With all of these things, it is our choice whether we allow them to stay in our life or not.

So what is the secret to clearing out the clutter? How can you start to declutter your life, your mind, and your soul?

Start with small steps every day. Every day set one, super small, manageable goal. Almost so small that it might seem ridiculous to set the bar so low. The intent here is to just get you started on the journey (often the hardest part in any change). What you will find is when you decide that today’s goal is to clean off the kitchen counter, or clear out the bottom section of the shelf in the garage, or simply clear out one drawer in your office, that small success will inspire and excite you to continue to do more! Once the ball gets rolling the effect of continued successes is intoxicating and has a tremendously positive effect on your life!

Doing this daily and starting with small goals gives  you the satisfaction of knowing no matter how difficult a day is, you have succeeded at your own little goal and can take great pride in that.  This won’t take any extra time out of your day (considering we waste a great deal of our time with non-sense), but will have you moving towards a wonderfully positive goal of a clear house (mind, body, soul).

Once the clutter is gone, you will find a sense of clarity, a release of stress and anxiety, and a feeling of accomplishment that you were able to help others while helping yourself.
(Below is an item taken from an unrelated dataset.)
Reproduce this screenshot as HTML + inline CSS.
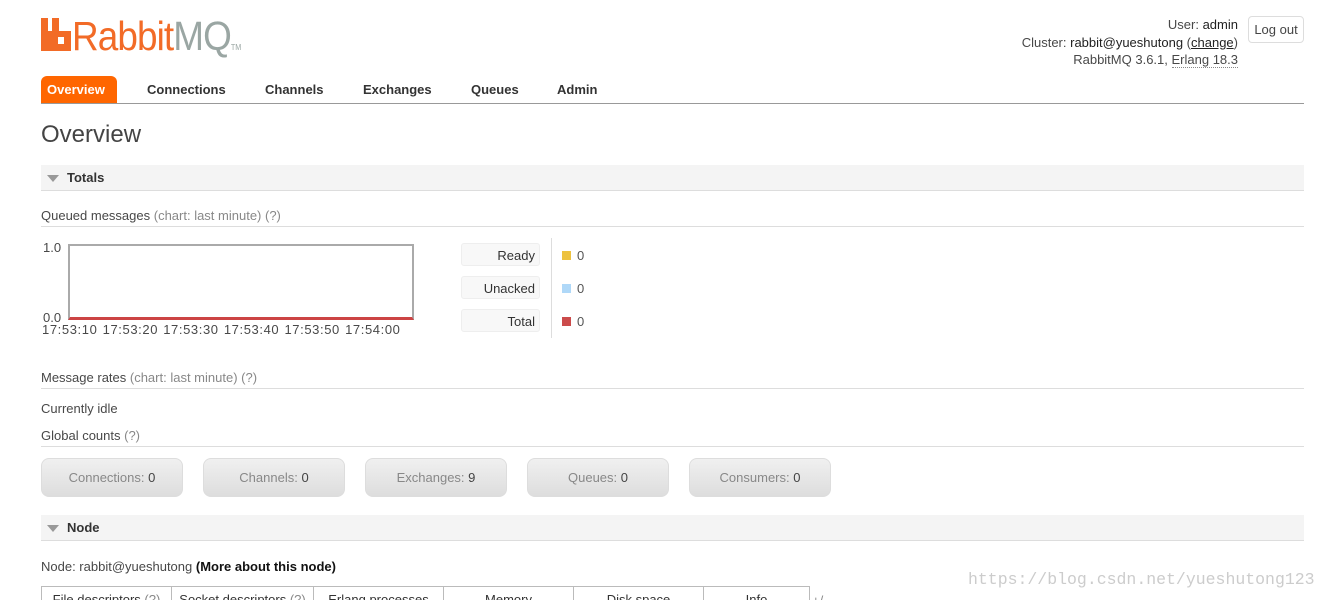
<!DOCTYPE html>
<html><head><meta charset="utf-8"><style>
html,body{margin:0;height:600px;overflow:hidden}
body{background:#fff;font-family:"Liberation Sans",sans-serif;font-size:13px;color:#484848;width:1329px;position:relative}
.a{position:absolute}
.logo{left:72px;top:12px;font-size:41px;color:#f26b27;letter-spacing:-1px;line-height:48px;transform:scaleX(0.9);transform-origin:left top}
.logo span{color:#9aa6a3}
.nav{left:41px;top:76px;width:1263px;height:27px;border-bottom:1px solid #999}
.nav div{position:absolute;top:0;height:27px;line-height:27px;font-weight:bold;color:#333;font-size:13px}
.nav .on{background:#f60;color:#fff;border-radius:6px 6px 0 0;padding:0 6px;left:0;width:64px}
.sec{left:41px;width:1263px;height:25px;background:#f4f4f4;border-bottom:1px solid #ddd;line-height:25px;font-weight:bold;color:#333}
.sec:before{content:"";display:inline-block;margin:0 8px 0 6px;border:6px solid transparent;border-top:7px solid #999;border-bottom:0;vertical-align:middle}
.h{left:41px;width:1263px;border-bottom:1px solid #ddd;padding-bottom:3px}
.g{color:#888}
.btn{top:458px;width:140px;height:37px;background:linear-gradient(#f0f0f0,#ddd);border:1px solid #ddd;border-radius:8px;text-align:center;line-height:38px;color:#888;font-size:13px}
.btn b{font-weight:normal;color:#444}
.lb{left:461px;width:79px;height:23px;background:#f8f8f8;border:1px solid #eee;border-radius:3px;text-align:right;line-height:23px;box-sizing:border-box;padding-right:4px;color:#333}
.sq{left:562px;width:9px;height:9px}
.v{left:577px;color:#555}
th{font-weight:normal;border:1px solid #bbb;padding:5px 6px 10px;color:#333}
</style></head><body>
<svg class="a" style="left:41px;top:18px" width="30" height="33" viewBox="0 0 30 33"><path d="M0 0H7V13H11V0H18V13H30V33H0Z M17 19V26H23V19Z" fill="#f26b27" fill-rule="evenodd"/></svg>
<div class="a logo">Rabbit<span>MQ</span><span style="font-size:8px;letter-spacing:0">TM</span></div>
<div class="a" style="right:91px;top:16px;text-align:right;line-height:17.5px;font-size:13px">User: <span style="color:#222">admin</span><br>Cluster: <span style="color:#222">rabbit@yueshutong</span> (<u style="color:#222">change</u>)<br>RabbitMQ 3.6.1, <span style="border-bottom:1px dotted #888">Erlang 18.3</span></div>
<div class="a" style="left:1248px;top:16px;width:54px;height:25px;border:1px solid #ddd;border-radius:4px;text-align:center;line-height:25px;color:#444">Log out</div>
<div class="a nav"><div class="on">Overview</div><div style="left:106px">Connections</div><div style="left:224px">Channels</div><div style="left:322px">Exchanges</div><div style="left:430px">Queues</div><div style="left:516px">Admin</div></div>
<div class="a" style="left:41px;top:121px;font-size:24px;color:#444">Overview</div>
<div class="a sec" style="top:165px">Totals</div>
<div class="a h" style="top:208px">Queued messages <span class="g">(chart: last minute) (?)</span></div>
<div class="a" style="left:43px;top:240px">1.0</div>
<div class="a" style="left:43px;top:310px">0.0</div>
<div class="a" style="left:68px;top:244px;width:342px;height:71px;border:2px solid #aaa;border-bottom:3px solid #c44;background:#fff"></div>
<div class="a" style="left:42px;top:322px;letter-spacing:0.6px;word-spacing:1px">17:53:10 17:53:20 17:53:30 17:53:40 17:53:50 17:54:00</div>
<div class="a lb" style="top:243px">Ready</div>
<div class="a lb" style="top:276px">Unacked</div>
<div class="a lb" style="top:309px">Total</div>
<div class="a" style="left:551px;top:238px;width:1px;height:100px;background:#ddd"></div>
<div class="a sq" style="top:251px;background:#edc240"></div><div class="a v" style="top:248px">0</div>
<div class="a sq" style="top:284px;background:#afd8f8"></div><div class="a v" style="top:281px">0</div>
<div class="a sq" style="top:317px;background:#cb4b4b"></div><div class="a v" style="top:314px">0</div>
<div class="a h" style="top:370px">Message rates <span class="g">(chart: last minute) (?)</span></div>
<div class="a" style="left:41px;top:401px">Currently idle</div>
<div class="a h" style="top:428px">Global counts <span class="g">(?)</span></div>
<div class="a btn" style="left:41px">Connections: <b>0</b></div>
<div class="a btn" style="left:203px">Channels: <b>0</b></div>
<div class="a btn" style="left:365px">Exchanges: <b>9</b></div>
<div class="a btn" style="left:527px">Queues: <b>0</b></div>
<div class="a btn" style="left:689px">Consumers: <b>0</b></div>
<div class="a sec" style="top:515px">Node</div>
<div class="a" style="left:41px;top:559px">Node: rabbit@yueshutong <b style="color:#111">(More about this node)</b></div>
<table class="a" style="left:41px;top:586px;border-collapse:collapse;font-size:13px"><tr>
<th style="width:117px">File descriptors <span class="g">(?)</span></th><th style="width:129px">Socket descriptors <span class="g">(?)</span></th><th style="width:117px">Erlang processes</th><th style="width:117px">Memory</th><th style="width:117px">Disk space</th><th style="width:93px">Info</th></tr></table>
<div class="a g" style="left:812px;top:593px">+/-</div>
<div class="a" style="left:968px;top:570px;font-family:'Liberation Mono',monospace;font-size:16.5px;color:#ccc">https://blog.csdn.net/yueshutong123</div>
</body></html>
You will be able to find what is necessary, you will have only the things that really matter to you, and ultimately you will have redefined the difference between “need” and “want” in your life. You will find through this process that what you truly need is much less than what you think right now. What it really comes down to is family and love.

This is the first post in this series and as the lessons continue rolling in I will do my best to use my family’s experience to help all of you out there who I am so thankful to have reading my blog. May God be with you today and always, let today be the day you take that first small step towards the life you envision in your mind.


Mom, thank you for helping me to continue to grow and challenge myself to be better. Also, thank you for constantly reminding me that giving back is one of the things that makes me happiest in the world. I love you, Dad, and Evan, with all of my heart.

I will see you soon and can’t wait for Christmas!